Not every photographer needs Photoshop

April 12, 2023

What? You can’t possibly be serious? Or at a minimum you can’t possibly be a serious photographer without Photoshop, right? Who says?

Well, certainly not me.

I’m part of a mentoring community that works with members to help them down their own paths. Part of that journey is declaring an intention, describing what you want to learn or do as a way to get where you want to go in your photographic journey. So many of the members stated that they want to learn Photoshop or learn more in Photoshop. This prompted me to share my own take on the whole “you can’t be a photographer without using Photoshop” narrative. Personally, I don’t want people to feel like it’s a requirement for being a photographer.

head exploding selfy

This photo? It’s me anytime the word Photoshop comes up. UGH. (No offense to you tech geeks, composite creators and masking masters.) I get it. When you are told or it’s suggested to you to use Photoshop, I feel your pain and know that you’re overwhelmed by all the options and the 89 different ways to do one thing in Photoshop.

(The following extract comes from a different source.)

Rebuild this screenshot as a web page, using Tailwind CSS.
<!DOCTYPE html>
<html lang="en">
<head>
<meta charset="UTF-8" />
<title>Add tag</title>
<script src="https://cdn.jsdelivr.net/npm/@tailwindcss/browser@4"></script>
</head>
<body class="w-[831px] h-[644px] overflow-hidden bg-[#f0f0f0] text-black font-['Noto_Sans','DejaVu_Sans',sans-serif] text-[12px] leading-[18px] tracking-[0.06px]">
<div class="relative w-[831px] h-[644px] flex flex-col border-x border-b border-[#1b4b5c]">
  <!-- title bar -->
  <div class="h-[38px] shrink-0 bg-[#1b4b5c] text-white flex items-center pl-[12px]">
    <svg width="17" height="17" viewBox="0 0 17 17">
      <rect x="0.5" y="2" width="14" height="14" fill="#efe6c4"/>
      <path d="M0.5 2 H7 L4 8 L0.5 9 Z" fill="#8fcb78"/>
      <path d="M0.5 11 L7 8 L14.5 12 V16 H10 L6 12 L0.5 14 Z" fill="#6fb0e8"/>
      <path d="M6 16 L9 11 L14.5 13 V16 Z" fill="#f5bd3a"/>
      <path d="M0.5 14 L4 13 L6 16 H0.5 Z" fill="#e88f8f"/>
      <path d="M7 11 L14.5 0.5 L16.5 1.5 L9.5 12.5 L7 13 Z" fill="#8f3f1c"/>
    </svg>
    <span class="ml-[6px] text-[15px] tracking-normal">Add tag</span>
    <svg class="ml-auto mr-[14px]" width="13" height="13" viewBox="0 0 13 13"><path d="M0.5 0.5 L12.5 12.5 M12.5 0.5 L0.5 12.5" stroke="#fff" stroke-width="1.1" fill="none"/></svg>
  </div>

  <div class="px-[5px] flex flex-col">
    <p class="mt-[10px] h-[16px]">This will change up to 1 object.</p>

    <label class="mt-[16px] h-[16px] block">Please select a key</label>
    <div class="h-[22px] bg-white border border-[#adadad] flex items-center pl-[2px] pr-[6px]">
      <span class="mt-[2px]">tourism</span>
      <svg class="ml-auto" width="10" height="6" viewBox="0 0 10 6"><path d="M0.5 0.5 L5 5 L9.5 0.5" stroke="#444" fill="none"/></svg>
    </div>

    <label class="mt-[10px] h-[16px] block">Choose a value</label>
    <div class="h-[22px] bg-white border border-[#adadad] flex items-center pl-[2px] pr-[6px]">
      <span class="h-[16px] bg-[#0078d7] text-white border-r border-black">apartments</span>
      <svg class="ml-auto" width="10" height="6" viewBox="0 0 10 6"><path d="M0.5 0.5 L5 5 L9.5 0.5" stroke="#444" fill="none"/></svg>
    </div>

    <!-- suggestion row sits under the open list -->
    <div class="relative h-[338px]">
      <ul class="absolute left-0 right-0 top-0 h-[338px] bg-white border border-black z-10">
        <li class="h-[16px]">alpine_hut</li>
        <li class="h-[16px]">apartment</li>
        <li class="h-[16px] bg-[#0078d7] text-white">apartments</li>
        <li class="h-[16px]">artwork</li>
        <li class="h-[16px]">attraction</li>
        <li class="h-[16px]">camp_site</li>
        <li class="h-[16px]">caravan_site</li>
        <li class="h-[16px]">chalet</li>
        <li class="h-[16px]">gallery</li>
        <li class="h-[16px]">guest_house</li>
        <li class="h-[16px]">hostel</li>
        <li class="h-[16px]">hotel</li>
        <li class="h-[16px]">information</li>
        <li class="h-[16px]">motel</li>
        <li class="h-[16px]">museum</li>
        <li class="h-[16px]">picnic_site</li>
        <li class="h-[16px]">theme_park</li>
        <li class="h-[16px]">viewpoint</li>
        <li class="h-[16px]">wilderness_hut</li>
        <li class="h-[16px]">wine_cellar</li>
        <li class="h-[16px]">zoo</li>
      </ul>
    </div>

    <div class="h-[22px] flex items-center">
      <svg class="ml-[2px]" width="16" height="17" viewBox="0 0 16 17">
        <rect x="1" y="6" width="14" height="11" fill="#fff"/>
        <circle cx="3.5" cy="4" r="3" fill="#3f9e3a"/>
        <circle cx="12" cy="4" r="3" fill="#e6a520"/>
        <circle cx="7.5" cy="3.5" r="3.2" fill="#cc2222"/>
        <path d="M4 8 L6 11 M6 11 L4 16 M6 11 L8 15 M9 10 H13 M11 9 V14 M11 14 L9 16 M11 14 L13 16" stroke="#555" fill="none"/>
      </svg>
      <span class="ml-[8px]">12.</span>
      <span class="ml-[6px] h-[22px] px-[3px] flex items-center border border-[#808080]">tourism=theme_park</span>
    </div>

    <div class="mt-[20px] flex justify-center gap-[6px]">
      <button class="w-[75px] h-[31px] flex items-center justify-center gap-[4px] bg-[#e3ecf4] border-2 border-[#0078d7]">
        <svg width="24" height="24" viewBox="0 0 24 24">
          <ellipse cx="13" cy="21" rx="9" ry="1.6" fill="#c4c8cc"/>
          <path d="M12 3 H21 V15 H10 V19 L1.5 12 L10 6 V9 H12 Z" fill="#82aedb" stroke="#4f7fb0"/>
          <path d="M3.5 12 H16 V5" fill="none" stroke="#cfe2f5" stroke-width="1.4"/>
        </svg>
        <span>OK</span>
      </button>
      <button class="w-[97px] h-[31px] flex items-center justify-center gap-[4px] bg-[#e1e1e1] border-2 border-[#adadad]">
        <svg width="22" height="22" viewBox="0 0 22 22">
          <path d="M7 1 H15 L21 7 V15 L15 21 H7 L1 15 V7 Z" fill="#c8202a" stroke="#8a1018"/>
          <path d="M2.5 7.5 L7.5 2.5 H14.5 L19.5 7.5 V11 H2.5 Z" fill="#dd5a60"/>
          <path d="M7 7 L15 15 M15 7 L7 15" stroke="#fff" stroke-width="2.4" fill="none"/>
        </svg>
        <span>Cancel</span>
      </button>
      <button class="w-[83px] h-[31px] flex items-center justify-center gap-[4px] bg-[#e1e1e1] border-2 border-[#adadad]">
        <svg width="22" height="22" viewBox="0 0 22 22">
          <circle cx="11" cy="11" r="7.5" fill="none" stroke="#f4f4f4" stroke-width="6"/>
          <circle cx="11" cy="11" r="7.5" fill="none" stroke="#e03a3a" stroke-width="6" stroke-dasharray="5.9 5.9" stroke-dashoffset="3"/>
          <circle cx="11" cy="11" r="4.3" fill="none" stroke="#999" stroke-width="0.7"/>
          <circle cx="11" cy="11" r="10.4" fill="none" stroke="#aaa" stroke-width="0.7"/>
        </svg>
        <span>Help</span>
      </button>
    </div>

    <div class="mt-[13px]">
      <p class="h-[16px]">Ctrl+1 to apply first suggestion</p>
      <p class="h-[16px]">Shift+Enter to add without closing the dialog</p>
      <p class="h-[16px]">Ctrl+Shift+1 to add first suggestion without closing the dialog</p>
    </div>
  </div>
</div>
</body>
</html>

There is certainly a place and time for using Photoshop, but to be quite honest it’s not for everyone. I’ve tried over the years to use it for my photography and failed, over and over and over again. I actually used to use Photoshop for jobs I had in marketing, cleaning up scanned logos and filled backgrounds, but that was about it. So I’m not going to say I can’t learn it or use it — I can. I just choose not to for editing my photos.

Learning to use what you have

We don’t always need more tools than we already have to get better results. Sometimes we need to step back and figure out what it is WE want out of our images, how WE want them to look, what WE want them to say.

Yes, the latest fad/trend is fun to play with, try and see what you can learn — remember luminosity masks? I thought I HAD to learn them. I never got very far. Guess what? I’m still a photographer, I still can create the images I want the way I want them and I rarely use Photoshop.

I still call myself, and I think others call me, a real photographer. I know quite a few other ‘real’ photographers who don’t use Photoshop either and they’ve had gallery shows and won plenty of awards.

time clock

Maybe you don’t like spending the amount of time it takes to 1) learn the software or 2) actually edit in it. Maybe you don’t have the time. There are other ways to create what you want. Most of us were told/taught to shoot in RAW so we had all the pixels available to us when it came time to edit. Not everyone loves editing though, so why force it?

Maybe to you, being a photographer means actually getting out and photographing, composing images, capturing scenes and not spending hours in front of a computer.

Today’s cameras are quite good at capturing images. Technology is quite advanced and many of you likely have JPEG presets in the cameras you use. Take advantage of those presets. Use them! If you like how your images look doing that, then do that. Post-processing is not mandatory.

I’m not here to bash Photoshop or post-processing — I hope that’s not what this sounds like. I just want to make sure you’re not feeling like it’s a requirement to be a photographer.

So many options for editing photos

Desktop software

Phone apps

  • Lightroom Mobile
  • ToolWhiz Photo
  • Snapseed

In this day and age, there are so many options and ways to edit images. This is a partial list of some of the software/editing apps that are out there. You can reference them, look them up and see if there is something new or something that looks a little less intimidating to you than Photoshop. Most of us have at least one or two of these in our toolboxes. They all have different capabilities and functions and some actually work together.

Photo by Davide Baraldi on Unsplash

In the end, we should all use what works best for each of us, not use something just because all the cool kids are, or that it’s the latest and greatest whatchamacallit out there. Creating images and art is personal. It’s about what we felt, what we saw and how we want to capture and present it, if we even choose to present it at all.